═══ RAW DATA ═══

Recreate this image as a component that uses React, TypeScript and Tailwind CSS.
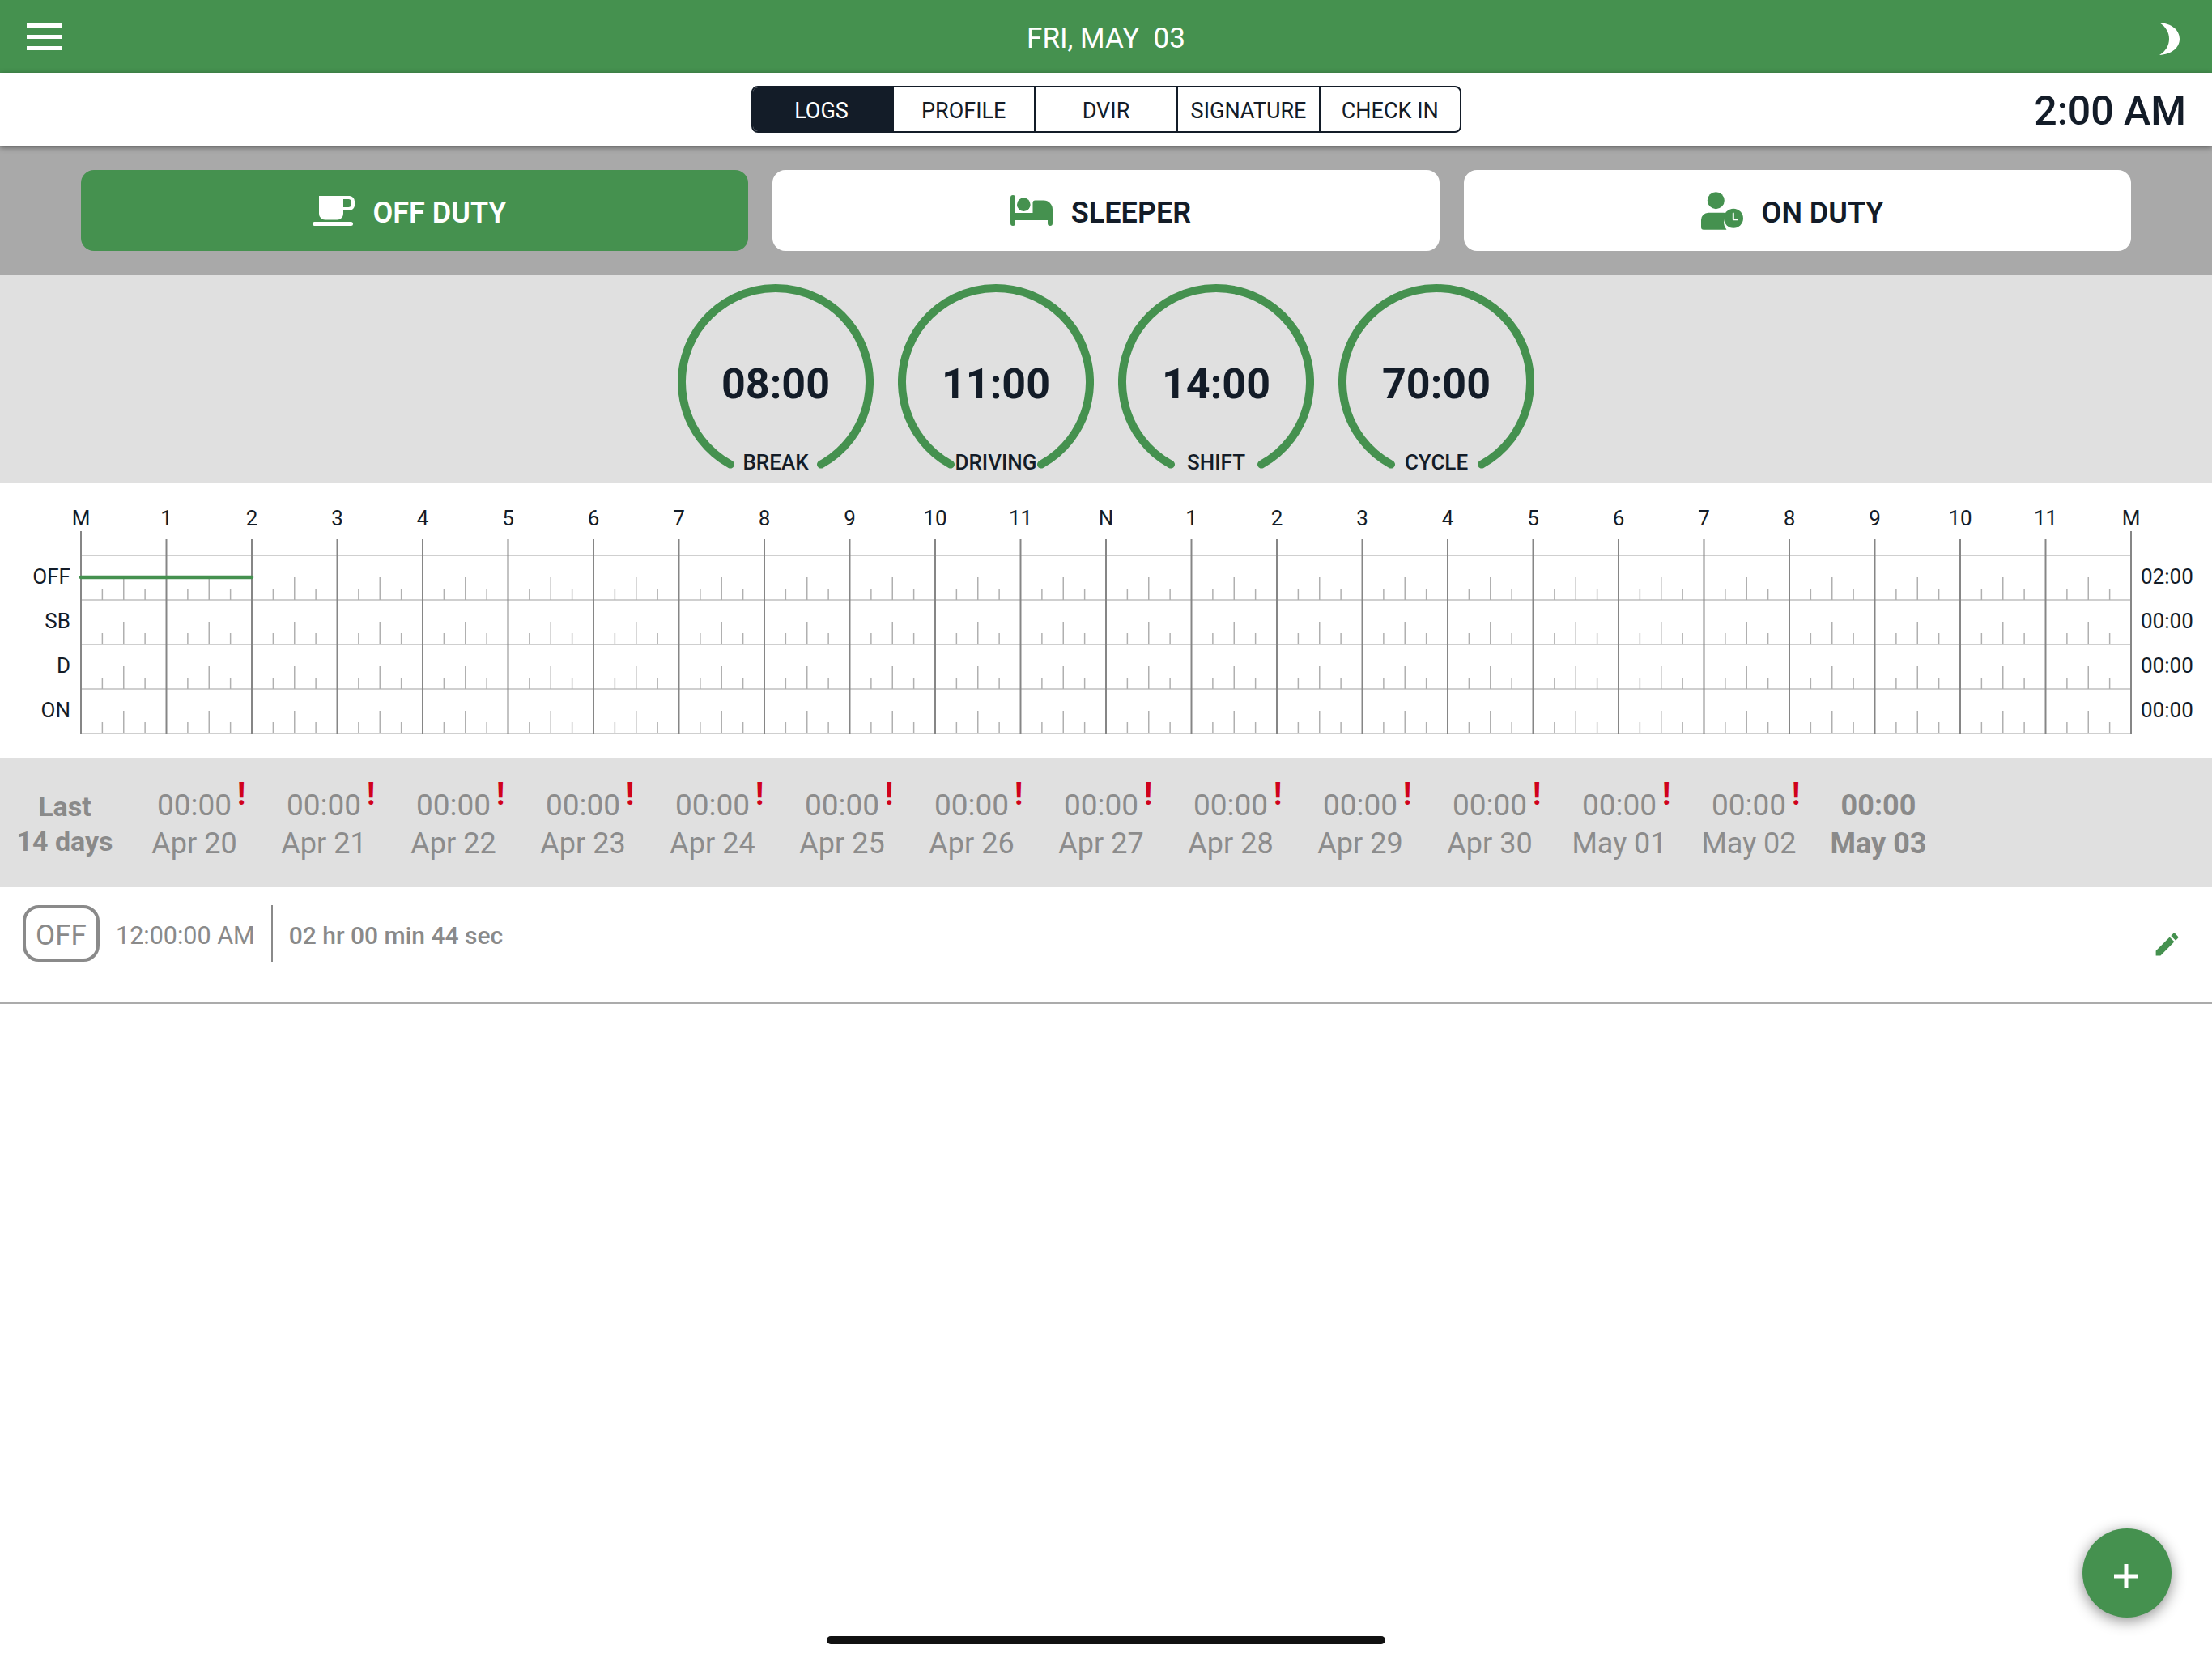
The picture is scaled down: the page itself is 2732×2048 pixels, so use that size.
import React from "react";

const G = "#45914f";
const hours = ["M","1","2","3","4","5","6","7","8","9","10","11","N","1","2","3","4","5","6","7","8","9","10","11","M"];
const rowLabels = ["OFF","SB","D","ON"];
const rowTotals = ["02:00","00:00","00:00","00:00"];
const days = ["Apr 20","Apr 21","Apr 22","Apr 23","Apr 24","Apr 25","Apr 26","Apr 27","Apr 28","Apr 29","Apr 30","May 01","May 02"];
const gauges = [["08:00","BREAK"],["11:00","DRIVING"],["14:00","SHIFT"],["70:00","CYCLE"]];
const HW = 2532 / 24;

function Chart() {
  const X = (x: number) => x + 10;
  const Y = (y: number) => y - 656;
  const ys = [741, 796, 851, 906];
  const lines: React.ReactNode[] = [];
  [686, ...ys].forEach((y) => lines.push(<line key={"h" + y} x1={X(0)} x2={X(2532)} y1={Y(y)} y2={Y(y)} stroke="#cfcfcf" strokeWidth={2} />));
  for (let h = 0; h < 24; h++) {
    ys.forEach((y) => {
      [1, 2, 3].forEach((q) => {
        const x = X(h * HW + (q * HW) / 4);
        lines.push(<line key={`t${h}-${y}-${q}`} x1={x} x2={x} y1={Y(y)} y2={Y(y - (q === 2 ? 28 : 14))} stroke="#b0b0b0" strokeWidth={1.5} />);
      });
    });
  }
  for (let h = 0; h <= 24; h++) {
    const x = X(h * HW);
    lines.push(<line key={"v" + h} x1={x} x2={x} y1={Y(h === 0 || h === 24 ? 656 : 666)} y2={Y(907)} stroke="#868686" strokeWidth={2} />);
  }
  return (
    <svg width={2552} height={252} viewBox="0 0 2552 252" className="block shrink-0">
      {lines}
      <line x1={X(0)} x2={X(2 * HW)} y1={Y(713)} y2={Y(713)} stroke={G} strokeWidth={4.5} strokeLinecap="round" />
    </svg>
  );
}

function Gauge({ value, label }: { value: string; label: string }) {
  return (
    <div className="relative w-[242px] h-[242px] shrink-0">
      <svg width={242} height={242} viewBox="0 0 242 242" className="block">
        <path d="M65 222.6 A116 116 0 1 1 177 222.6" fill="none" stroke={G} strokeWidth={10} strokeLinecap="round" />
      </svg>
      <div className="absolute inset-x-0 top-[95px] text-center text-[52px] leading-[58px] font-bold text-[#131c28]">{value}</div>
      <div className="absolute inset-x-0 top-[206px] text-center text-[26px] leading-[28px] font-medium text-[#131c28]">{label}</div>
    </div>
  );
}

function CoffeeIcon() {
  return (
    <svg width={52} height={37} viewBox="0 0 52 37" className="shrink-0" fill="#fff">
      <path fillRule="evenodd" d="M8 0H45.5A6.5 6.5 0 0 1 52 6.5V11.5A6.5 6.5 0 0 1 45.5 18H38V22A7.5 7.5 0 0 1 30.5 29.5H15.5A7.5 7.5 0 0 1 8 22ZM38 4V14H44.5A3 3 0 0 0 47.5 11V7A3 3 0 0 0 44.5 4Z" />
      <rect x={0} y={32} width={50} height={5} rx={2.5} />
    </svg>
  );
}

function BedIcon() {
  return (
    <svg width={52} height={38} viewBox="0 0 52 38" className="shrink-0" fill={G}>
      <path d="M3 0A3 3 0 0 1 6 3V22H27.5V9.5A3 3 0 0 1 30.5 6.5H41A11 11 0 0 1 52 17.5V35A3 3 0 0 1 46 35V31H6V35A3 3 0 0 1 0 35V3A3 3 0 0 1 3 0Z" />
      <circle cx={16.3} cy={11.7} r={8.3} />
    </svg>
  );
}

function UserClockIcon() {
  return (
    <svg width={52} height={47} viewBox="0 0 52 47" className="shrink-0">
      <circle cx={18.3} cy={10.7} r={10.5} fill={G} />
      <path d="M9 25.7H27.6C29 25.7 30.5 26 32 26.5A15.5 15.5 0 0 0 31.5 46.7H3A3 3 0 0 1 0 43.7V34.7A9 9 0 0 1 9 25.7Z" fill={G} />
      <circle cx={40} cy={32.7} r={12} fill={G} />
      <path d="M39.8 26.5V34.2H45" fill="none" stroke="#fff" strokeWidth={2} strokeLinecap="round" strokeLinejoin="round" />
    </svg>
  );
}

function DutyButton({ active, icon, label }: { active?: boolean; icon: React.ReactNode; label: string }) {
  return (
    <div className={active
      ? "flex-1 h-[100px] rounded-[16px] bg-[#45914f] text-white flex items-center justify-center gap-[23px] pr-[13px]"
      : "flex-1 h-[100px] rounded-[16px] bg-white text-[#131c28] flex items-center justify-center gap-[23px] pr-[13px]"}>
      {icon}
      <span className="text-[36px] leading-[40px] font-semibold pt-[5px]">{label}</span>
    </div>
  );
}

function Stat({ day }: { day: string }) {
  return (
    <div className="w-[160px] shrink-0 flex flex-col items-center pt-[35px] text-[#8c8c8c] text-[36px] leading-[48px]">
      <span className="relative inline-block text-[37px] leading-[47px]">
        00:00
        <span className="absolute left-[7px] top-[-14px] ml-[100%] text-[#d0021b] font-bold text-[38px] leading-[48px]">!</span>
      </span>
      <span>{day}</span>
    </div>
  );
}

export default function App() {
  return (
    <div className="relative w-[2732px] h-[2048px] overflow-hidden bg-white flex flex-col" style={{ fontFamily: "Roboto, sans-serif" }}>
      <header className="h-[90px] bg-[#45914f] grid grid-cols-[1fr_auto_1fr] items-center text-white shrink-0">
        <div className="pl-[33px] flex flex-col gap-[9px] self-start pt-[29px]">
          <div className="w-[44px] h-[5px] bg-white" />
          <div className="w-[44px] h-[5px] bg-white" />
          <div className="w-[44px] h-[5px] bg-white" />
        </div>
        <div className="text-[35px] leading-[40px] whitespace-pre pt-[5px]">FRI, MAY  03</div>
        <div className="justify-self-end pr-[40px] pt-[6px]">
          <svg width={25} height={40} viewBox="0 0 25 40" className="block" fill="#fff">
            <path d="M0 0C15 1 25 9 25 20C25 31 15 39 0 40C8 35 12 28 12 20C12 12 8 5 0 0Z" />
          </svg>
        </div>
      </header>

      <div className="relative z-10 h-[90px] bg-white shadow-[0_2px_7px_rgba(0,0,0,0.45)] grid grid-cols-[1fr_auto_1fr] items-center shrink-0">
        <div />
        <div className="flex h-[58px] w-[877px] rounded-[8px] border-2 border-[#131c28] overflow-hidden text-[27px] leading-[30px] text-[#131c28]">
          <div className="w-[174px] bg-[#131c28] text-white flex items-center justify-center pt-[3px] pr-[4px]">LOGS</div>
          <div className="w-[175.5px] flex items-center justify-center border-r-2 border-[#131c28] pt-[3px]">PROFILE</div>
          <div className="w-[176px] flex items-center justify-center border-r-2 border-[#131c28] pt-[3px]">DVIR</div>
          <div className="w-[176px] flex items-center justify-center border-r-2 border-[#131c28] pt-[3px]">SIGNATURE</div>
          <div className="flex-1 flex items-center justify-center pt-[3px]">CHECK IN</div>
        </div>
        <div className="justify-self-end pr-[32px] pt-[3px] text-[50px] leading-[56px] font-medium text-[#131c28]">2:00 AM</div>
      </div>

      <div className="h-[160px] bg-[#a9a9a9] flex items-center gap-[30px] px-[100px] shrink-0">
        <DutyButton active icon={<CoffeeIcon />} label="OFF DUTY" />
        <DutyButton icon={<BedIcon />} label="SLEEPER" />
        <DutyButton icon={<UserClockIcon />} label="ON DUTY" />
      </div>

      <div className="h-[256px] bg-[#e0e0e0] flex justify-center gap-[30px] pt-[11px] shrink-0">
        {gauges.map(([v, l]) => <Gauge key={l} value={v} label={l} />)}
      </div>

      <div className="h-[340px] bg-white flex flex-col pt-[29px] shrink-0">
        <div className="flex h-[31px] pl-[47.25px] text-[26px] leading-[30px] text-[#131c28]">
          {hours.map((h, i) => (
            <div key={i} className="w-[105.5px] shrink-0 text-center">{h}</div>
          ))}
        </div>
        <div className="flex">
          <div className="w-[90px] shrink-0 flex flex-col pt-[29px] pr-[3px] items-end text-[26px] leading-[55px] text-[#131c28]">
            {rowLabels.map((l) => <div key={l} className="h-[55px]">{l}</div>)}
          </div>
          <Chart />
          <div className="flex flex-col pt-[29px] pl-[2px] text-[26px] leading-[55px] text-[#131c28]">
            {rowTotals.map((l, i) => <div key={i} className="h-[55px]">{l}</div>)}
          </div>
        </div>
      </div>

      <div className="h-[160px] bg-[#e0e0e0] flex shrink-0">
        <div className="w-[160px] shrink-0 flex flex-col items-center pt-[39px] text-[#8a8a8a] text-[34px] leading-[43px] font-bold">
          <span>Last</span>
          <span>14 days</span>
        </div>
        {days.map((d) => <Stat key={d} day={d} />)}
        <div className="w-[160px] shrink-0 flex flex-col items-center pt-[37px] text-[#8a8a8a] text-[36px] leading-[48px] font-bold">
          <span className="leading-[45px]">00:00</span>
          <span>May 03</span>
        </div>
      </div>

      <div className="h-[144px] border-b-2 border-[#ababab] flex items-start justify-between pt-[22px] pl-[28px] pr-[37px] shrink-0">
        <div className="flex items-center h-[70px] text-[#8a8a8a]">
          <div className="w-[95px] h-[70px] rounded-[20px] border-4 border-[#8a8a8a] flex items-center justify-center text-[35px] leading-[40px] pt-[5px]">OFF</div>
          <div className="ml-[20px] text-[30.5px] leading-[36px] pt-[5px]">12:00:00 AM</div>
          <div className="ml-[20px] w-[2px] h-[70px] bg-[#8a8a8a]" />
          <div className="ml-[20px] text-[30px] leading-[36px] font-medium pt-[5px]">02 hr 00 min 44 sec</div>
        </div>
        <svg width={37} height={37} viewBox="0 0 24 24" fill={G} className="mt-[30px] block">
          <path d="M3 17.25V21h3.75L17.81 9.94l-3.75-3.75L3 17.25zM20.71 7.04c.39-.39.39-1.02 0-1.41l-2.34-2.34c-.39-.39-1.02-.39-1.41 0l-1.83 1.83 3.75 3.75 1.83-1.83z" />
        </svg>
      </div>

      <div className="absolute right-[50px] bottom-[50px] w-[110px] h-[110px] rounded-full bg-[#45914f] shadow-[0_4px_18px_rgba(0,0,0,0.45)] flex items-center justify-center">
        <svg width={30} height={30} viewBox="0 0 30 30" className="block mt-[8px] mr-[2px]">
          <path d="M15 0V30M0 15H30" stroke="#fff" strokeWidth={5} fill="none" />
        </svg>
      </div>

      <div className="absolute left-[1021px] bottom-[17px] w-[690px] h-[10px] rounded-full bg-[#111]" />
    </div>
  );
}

═══

REQUIRED WORK:
Only the lines from the one with "The picture is" up to the one with "const HW = 2532 / 24;" should be repeated, both included, exactly as they appear.

SOLUTION FOR THIS TASK:
The picture is scaled down: the page itself is 2732×2048 pixels, so use that size.
import React from "react";

const G = "#45914f";
const hours = ["M","1","2","3","4","5","6","7","8","9","10","11","N","1","2","3","4","5","6","7","8","9","10","11","M"];
const rowLabels = ["OFF","SB","D","ON"];
const rowTotals = ["02:00","00:00","00:00","00:00"];
const days = ["Apr 20","Apr 21","Apr 22","Apr 23","Apr 24","Apr 25","Apr 26","Apr 27","Apr 28","Apr 29","Apr 30","May 01","May 02"];
const gauges = [["08:00","BREAK"],["11:00","DRIVING"],["14:00","SHIFT"],["70:00","CYCLE"]];
const HW = 2532 / 24;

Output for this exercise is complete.